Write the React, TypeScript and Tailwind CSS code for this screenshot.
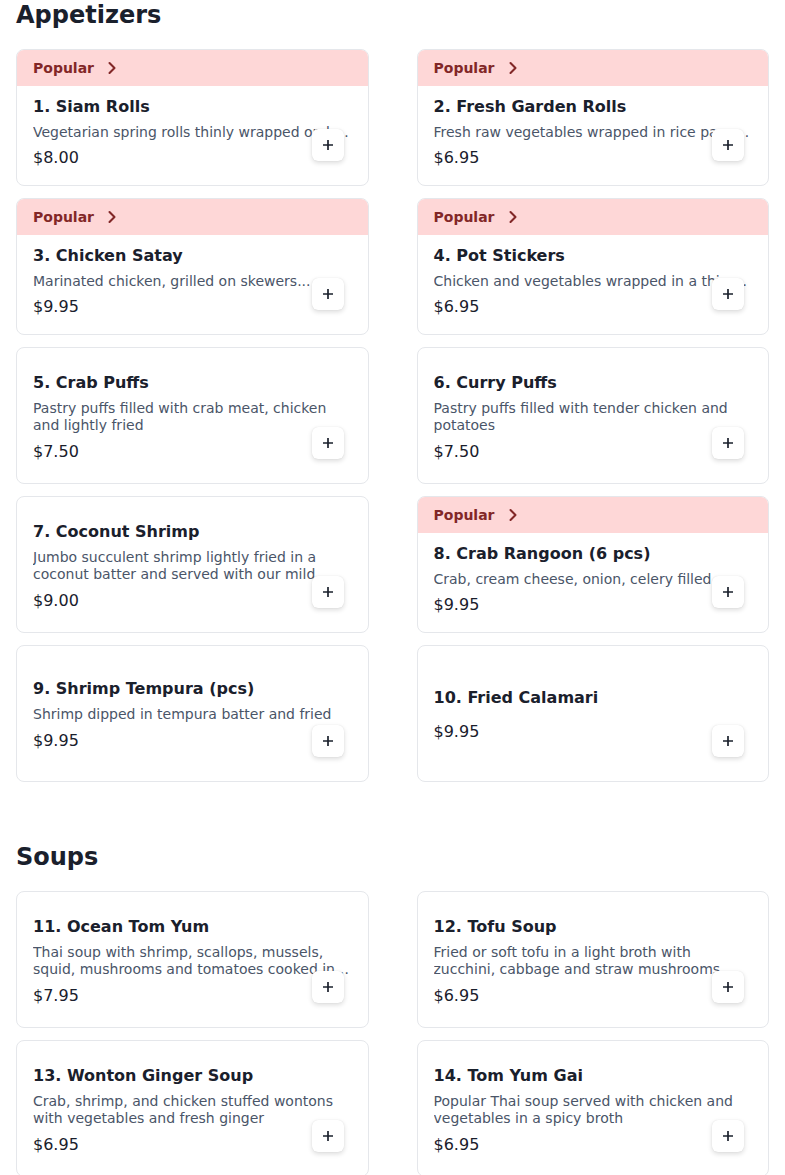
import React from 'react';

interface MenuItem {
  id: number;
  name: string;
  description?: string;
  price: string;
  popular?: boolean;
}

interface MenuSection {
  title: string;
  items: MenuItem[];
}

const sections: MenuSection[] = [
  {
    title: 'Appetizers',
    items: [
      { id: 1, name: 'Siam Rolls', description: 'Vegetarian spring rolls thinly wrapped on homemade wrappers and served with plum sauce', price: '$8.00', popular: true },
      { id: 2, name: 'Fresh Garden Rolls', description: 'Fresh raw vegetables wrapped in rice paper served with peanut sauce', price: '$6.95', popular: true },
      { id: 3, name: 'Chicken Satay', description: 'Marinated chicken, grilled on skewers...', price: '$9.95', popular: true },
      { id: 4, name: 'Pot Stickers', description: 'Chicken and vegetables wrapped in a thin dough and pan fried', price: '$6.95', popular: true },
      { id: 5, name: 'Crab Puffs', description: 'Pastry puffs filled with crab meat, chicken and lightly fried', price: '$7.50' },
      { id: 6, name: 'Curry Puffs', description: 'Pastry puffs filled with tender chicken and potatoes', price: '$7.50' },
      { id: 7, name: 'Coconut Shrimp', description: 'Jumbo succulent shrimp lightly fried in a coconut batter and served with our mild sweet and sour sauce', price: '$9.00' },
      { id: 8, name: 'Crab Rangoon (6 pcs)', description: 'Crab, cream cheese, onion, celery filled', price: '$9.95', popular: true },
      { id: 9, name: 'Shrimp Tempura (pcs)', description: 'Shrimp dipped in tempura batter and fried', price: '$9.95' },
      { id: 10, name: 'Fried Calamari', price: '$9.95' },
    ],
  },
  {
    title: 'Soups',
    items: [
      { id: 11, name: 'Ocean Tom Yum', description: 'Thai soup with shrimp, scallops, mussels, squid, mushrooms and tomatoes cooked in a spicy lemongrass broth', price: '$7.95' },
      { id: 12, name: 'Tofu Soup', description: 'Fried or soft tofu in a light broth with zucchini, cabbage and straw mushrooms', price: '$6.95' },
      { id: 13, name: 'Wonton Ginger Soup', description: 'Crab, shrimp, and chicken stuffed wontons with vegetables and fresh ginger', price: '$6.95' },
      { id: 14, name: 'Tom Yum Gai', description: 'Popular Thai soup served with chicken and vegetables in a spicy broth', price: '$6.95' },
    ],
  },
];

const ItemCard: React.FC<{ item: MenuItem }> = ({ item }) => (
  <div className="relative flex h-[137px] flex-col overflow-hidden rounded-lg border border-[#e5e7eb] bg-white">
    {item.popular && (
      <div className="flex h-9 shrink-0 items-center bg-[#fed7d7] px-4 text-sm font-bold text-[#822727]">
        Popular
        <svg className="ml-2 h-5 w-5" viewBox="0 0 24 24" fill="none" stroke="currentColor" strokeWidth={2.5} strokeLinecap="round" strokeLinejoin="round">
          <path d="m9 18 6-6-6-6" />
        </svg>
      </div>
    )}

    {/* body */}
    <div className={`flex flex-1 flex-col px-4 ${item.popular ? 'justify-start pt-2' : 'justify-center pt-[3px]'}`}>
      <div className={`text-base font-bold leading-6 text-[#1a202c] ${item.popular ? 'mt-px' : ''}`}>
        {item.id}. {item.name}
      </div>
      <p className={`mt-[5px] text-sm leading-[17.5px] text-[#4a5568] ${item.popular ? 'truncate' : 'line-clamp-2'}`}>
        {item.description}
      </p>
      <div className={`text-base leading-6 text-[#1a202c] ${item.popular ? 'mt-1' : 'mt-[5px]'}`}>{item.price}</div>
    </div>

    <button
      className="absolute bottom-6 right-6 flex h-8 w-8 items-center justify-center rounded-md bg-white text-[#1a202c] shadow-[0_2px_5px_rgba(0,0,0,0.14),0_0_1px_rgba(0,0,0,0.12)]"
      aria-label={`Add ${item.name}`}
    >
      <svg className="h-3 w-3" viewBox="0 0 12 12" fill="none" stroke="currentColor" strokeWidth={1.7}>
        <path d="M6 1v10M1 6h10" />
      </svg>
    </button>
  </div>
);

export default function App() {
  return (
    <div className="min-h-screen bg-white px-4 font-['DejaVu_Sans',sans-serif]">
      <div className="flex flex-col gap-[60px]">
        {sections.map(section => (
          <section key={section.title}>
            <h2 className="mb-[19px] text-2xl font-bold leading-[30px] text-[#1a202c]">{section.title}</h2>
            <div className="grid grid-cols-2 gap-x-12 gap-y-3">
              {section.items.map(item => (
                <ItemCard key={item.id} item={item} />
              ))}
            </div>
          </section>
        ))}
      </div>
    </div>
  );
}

________________

Where a line in the material above holds "React", copy that line.

Result:
Write the React, TypeScript and Tailwind CSS code for this screenshot.
import React from 'react';
const ItemCard: React.FC<{ item: MenuItem }> = ({ item }) => (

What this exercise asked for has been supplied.